Written instruction ::
Your answer must consist solely of the number of lines that contain the word "components".

--*--

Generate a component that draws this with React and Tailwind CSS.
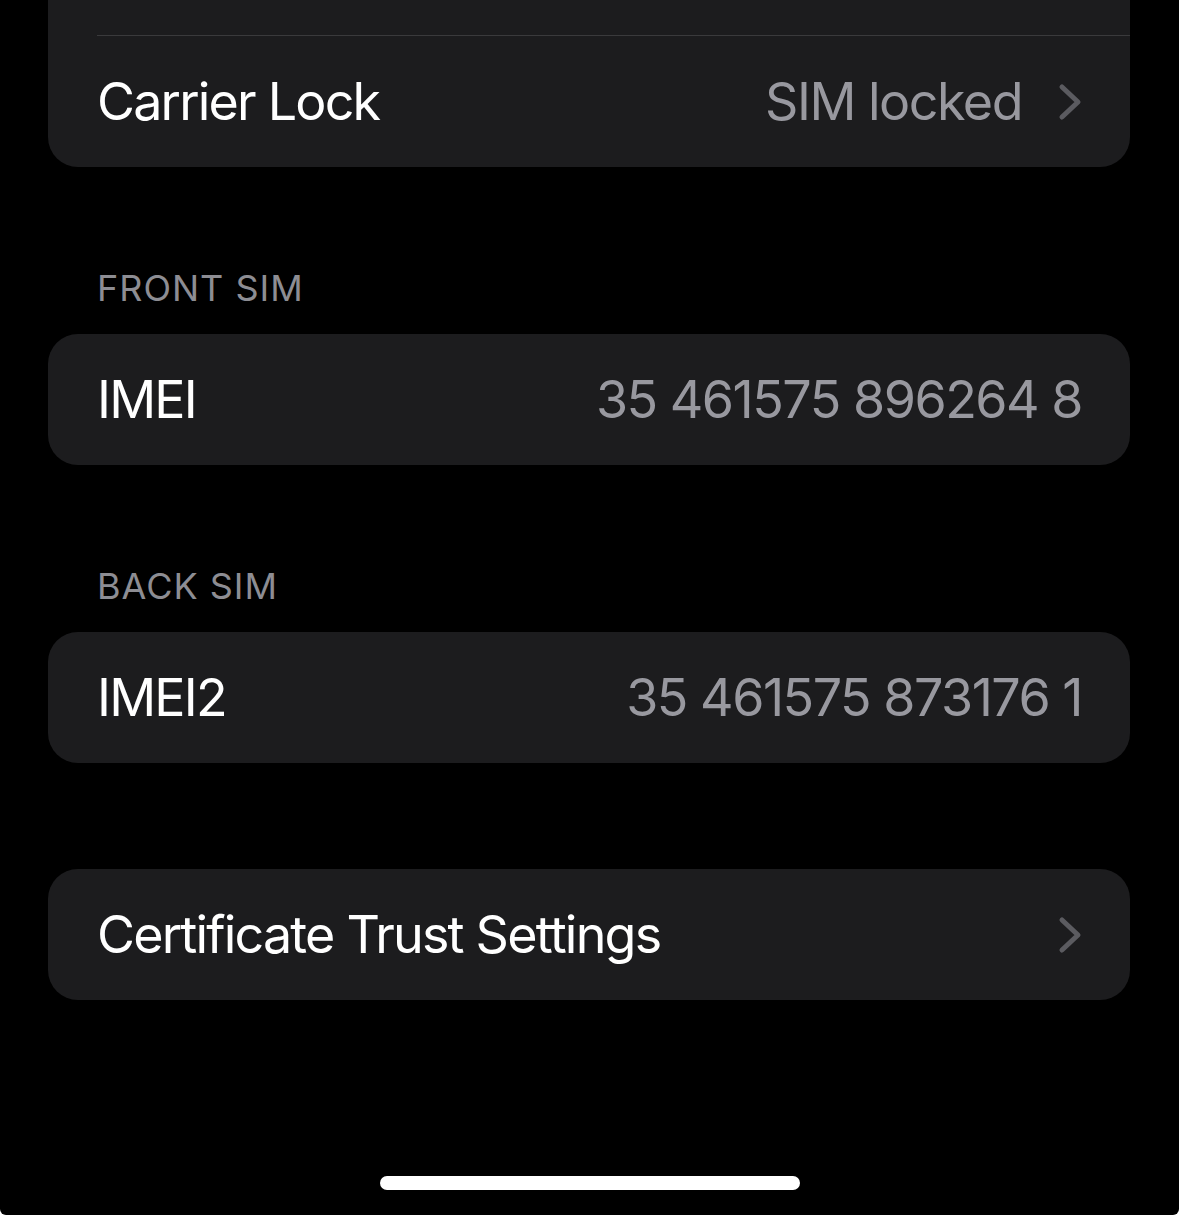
import React from 'react'

const Chevron = () => (
  <svg width="24" height="38" viewBox="0 0 24 38" fill="none" className="shrink-0">
    <polyline points="4,4 20,19 4,34" stroke="#5b5b60" strokeWidth="5" strokeLinecap="round" strokeLinejoin="round" />
  </svg>
)

function Row({ label, value, chevron }) {
  return (
    <div className="flex h-[131px] items-center justify-between pl-[49px] pr-[48px]">
      <span className="text-[52px] tracking-[-1.8px] text-white">{label}</span>
      <div className="flex items-center gap-[36px]">
        {value && <span className="text-[52px] tracking-[-1.5px] text-[#98989f]">{value}</span>}
        {chevron && <Chevron />}
      </div>
    </div>
  )
}

function Header({ children }) {
  return (
    <div className="pl-[97px] pt-[100px] pb-[24px] text-[36px] leading-[43px] tracking-[1px] text-[#8d8d93]">
      {children}
    </div>
  )
}

export default function App() {
  return (
    <div className="h-[1215px] w-[1179px] bg-white" style={{ fontFamily: 'Inter, "Noto Sans", sans-serif' }}>
      <div className="flex h-full flex-col overflow-hidden rounded-b-[6px] bg-black">
        <div className="ml-[48px] mr-[49px] -mt-[95px] shrink-0 rounded-[30px] bg-[#1c1c1e]">
          <div className="h-[130px]" />
          <div className="ml-[49px] h-px bg-[#3a3a3c]" />
          <Row label="Carrier Lock" value="SIM locked" chevron />
        </div>

        <Header>FRONT SIM</Header>
        <div className="ml-[48px] mr-[49px] rounded-[30px] bg-[#1c1c1e]">
          <Row label="IMEI" value="35 461575 896264 8" />
        </div>

        <Header>BACK SIM</Header>
        <div className="ml-[48px] mr-[49px] rounded-[30px] bg-[#1c1c1e]">
          <Row label="IMEI2" value="35 461575 873176 1" />
        </div>

        <div className="ml-[48px] mr-[49px] mt-[106px] rounded-[30px] bg-[#1c1c1e]">
          <Row label="Certificate Trust Settings" chevron />
        </div>

        <div className="mt-auto mb-[25px] flex justify-center">
          <div className="h-[14px] w-[420px] rounded-full bg-white" />
        </div>
      </div>
    </div>
  )
}
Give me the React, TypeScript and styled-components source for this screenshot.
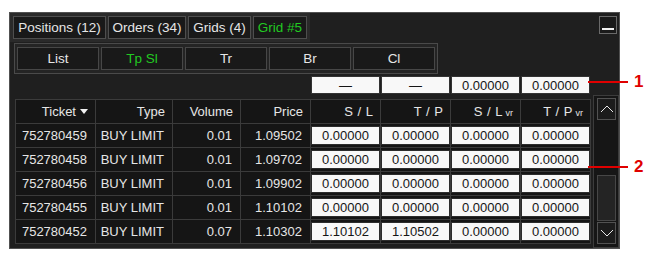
import * as React from 'react';
import styled, { createGlobalStyle } from 'styled-components';

const GlobalStyle = createGlobalStyle`
  html, body {
    margin: 0;
    background: #ffffff;
  }
  body {
    font-family: "Liberation Sans", Arial, sans-serif;
  }
`;

const COLUMNS = '79px 76px 67px 69px 69px 69px 69px 69px';
const GREEN = '#22c922';

interface ActiveProps {
  $active?: boolean,
}

interface WidthProps {
  $w: number,
}

interface ColProps {
  $col: number,
}

const Page = styled.div`
  position: relative;
  width: 656px;
  height: 256px;
  box-sizing: border-box;
  padding: 12px 0 0 9px;
`;

const Panel = styled.div`
  width: 611px;
  height: 237px;
  box-sizing: border-box;
  border: 1px solid #515151;
  background: #1f1f1f;
  display: flex;
  flex-direction: column;
  font-size: 13px;
  color: #e6e6e6;
`;

const TopBar = styled.div`
  display: flex;
  align-items: flex-start;
`;

const TabStrip = styled.div`
  display: flex;
  gap: 2px;
  height: 29px;
  box-sizing: border-box;
  padding: 3px;
  background: #2a2a2a;
`;

const Tab = styled.div<ActiveProps & WidthProps>`
  width: ${(props) => props.$w}px;
  height: 23px;
  box-sizing: border-box;
  border: 1px solid #4e4e4e;
  background: #191919;
  color: ${(props) => (props.$active ? GREEN : '#e6e6e6')};
  font-size: 13.5px;
  display: flex;
  align-items: center;
  justify-content: center;
`;

const MinButton = styled.div`
  margin: 3px 2px 0 auto;
  width: 18px;
  height: 18px;
  box-sizing: border-box;
  border: 1px solid #6a6a6a;
  background: #1a1a1a;
  display: flex;
  align-items: flex-end;
  justify-content: center;
  padding-bottom: 3px;

  &::after {
    content: '';
    width: 12px;
    height: 2px;
    background: #f2f2f2;
  }
`;

const SubGroup = styled.div`
  margin: 1px 0 0 4px;
  width: 424px;
  height: 31px;
  box-sizing: border-box;
  border: 1px solid #4a4a4a;
  background: #242424;
  display: flex;
  gap: 2px;
  padding: 3px 0 2px 2px;
`;

const SubButton = styled.div<ActiveProps>`
  flex: none;
  width: 82px;
  height: 23px;
  box-sizing: border-box;
  border: 1px solid #474747;
  background: #191919;
  color: ${(props) => (props.$active ? GREEN : '#e6e6e6')};
  font-size: 13.5px;
  display: flex;
  align-items: center;
  justify-content: center;
`;

const Lower = styled.div`
  display: flex;
  gap: 2px;
  padding-left: 5px;
`;

const LeftCol = styled.div`
  display: flex;
  flex-direction: column;
`;

const InputRow = styled.div`
  display: grid;
  grid-template-columns: ${COLUMNS};
  column-gap: 1px;
  padding: 0 1px;
  margin-top: 2px;
  height: 18px;
`;

const TopInput = styled.div<ColProps>`
  grid-column: ${(props) => props.$col};
  width: 69px;
  height: 18px;
  box-sizing: border-box;
  border: 1px solid #333333;
  background: #f8f8f8;
  color: #151515;
  display: flex;
  align-items: center;
  justify-content: center;
`;

const Grid = styled.div`
  margin-top: 5px;
  display: grid;
  grid-template-columns: ${COLUMNS};
  grid-auto-rows: 23px;
  gap: 1px;
  padding: 1px;
  background: #3b3b3b;
`;

const Cell = styled.div`
  background: #151515;
  display: flex;
  align-items: center;
  justify-content: flex-end;
  padding-right: 8px;
  white-space: nowrap;
`;

const HeadCell = styled(Cell)`
  padding-right: 7px;
  word-spacing: 1px;
`;

const Sub = styled.span`
  font-size: 9px;
  margin-left: 3px;
  margin-top: 3px;
`;

const SortArrow = styled.span`
  margin-left: 4px;
  width: 0;
  height: 0;
  border-left: 4px solid transparent;
  border-right: 4px solid transparent;
  border-top: 5px solid #f2f2f2;
`;

const InputCell = styled.div`
  background: #151515;
  display: flex;
  align-items: center;
`;

const CellInput = styled.div`
  width: 100%;
  height: 19px;
  box-sizing: border-box;
  border: 1px solid #2c2c2c;
  background: #f8f8f8;
  color: #151515;
  display: flex;
  align-items: center;
  justify-content: center;
`;

const ScrollBar = styled.div`
  margin-top: 21px;
  width: 26px;
  height: 153px;
  box-sizing: border-box;
  border: 1px solid #3c3c3c;
  background: #161616;
  padding: 2px 2px 3px 3px;
  display: flex;
  flex-direction: column;
`;

const ScrollButton = styled.div`
  height: 22px;
  box-sizing: border-box;
  border: 1px solid #525252;
  background: #1c1c1c;
  display: flex;
  align-items: center;
  justify-content: center;
`;

const Thumb = styled.div`
  margin-top: auto;
  margin-bottom: 1px;
  height: 46px;
  box-sizing: border-box;
  border: 1px solid #474747;
  background: #242424;
`;

const Callout = styled.div`
  position: absolute;
  left: 588px;
  display: flex;
  align-items: center;
  gap: 6px;
  color: #e00000;
  font-weight: bold;
  font-size: 17px;
  font-family: "Liberation Sans", Arial, sans-serif;

  &::before {
    content: '';
    width: 40px;
    height: 2px;
    background: #e00000;
  }
`;

const tabs = [
  { label: 'Positions (12)', w: 93 },
  { label: 'Orders (34)', w: 78 },
  { label: 'Grids (4)', w: 63 },
  { label: 'Grid #5', w: 54, active: true },
];

const subTabs = ['List', 'Tp Sl', 'Tr', 'Br', 'Cl'];

const rows = [
  { ticket: '752780459', volume: '0.01', price: '1.09502', sl: '0.00000', tp: '0.00000' },
  { ticket: '752780458', volume: '0.01', price: '1.09702', sl: '0.00000', tp: '0.00000' },
  { ticket: '752780456', volume: '0.01', price: '1.09902', sl: '0.00000', tp: '0.00000' },
  { ticket: '752780455', volume: '0.01', price: '1.10102', sl: '0.00000', tp: '0.00000' },
  { ticket: '752780452', volume: '0.07', price: '1.10302', sl: '1.10102', tp: '1.10502' },
];

function Chevron({ up }: { up: boolean }) {
  return (
    <svg width="14" height="8" viewBox="0 0 14 8">
      <polyline
        points={up ? '1,7 7,1 13,7' : '1,1 7,7 13,1'}
        fill="none"
        stroke="#e8e8e8"
        strokeWidth="1"
      />
    </svg>
  );
}

export default function App() {
  return (
    <Page>
      <GlobalStyle />
      <Panel>
        <TopBar>
          <TabStrip>
            {tabs.map((t) => (
              <Tab key={t.label} $w={t.w} $active={t.active}>{t.label}</Tab>
            ))}
          </TabStrip>
          <MinButton />
        </TopBar>
        <SubGroup>
          {subTabs.map((s) => (
            <SubButton key={s} $active={s === 'Tp Sl'}>{s}</SubButton>
          ))}
        </SubGroup>
        <Lower>
          <LeftCol>
            <InputRow>
              <TopInput $col={5}>—</TopInput>
              <TopInput $col={6}>—</TopInput>
              <TopInput $col={7}>0.00000</TopInput>
              <TopInput $col={8}>0.00000</TopInput>
            </InputRow>
            <Grid>
              <HeadCell>Ticket<SortArrow /></HeadCell>
              <HeadCell>Type</HeadCell>
              <HeadCell>Volume</HeadCell>
              <HeadCell>Price</HeadCell>
              <HeadCell>S / L</HeadCell>
              <HeadCell>T / P</HeadCell>
              <HeadCell>S / L<Sub>vr</Sub></HeadCell>
              <HeadCell>T / P<Sub>vr</Sub></HeadCell>
              {rows.map((r) => (
                <React.Fragment key={r.ticket}>
                  <Cell>{r.ticket}</Cell>
                  <Cell>BUY LIMIT</Cell>
                  <Cell>{r.volume}</Cell>
                  <Cell>{r.price}</Cell>
                  <InputCell><CellInput>{r.sl}</CellInput></InputCell>
                  <InputCell><CellInput>{r.tp}</CellInput></InputCell>
                  <InputCell><CellInput>0.00000</CellInput></InputCell>
                  <InputCell><CellInput>0.00000</CellInput></InputCell>
                </React.Fragment>
              ))}
            </Grid>
          </LeftCol>
          <ScrollBar>
            <ScrollButton><Chevron up /></ScrollButton>
            <Thumb />
            <ScrollButton><Chevron up={false} /></ScrollButton>
          </ScrollBar>
        </Lower>
      </Panel>
      <Callout style={{ top: 72 }}>1</Callout>
      <Callout style={{ top: 157 }}>2</Callout>
    </Page>
  );
}
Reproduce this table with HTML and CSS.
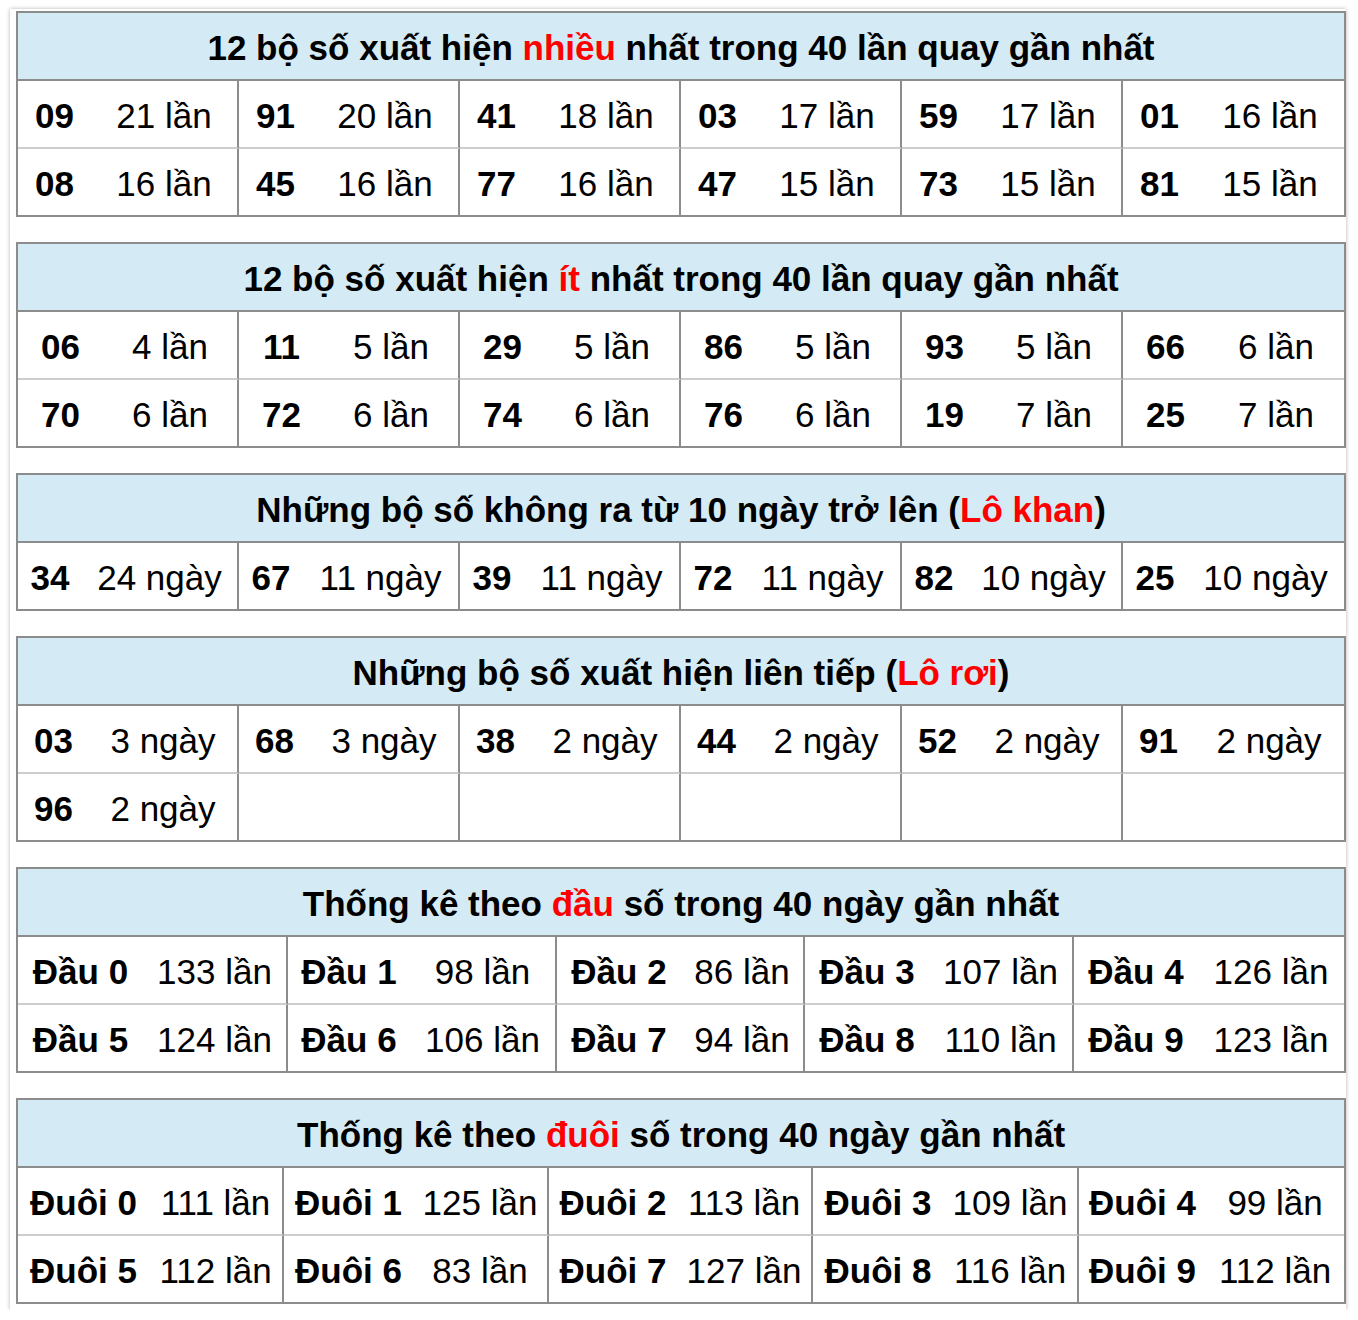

--*--

Complete output ::
2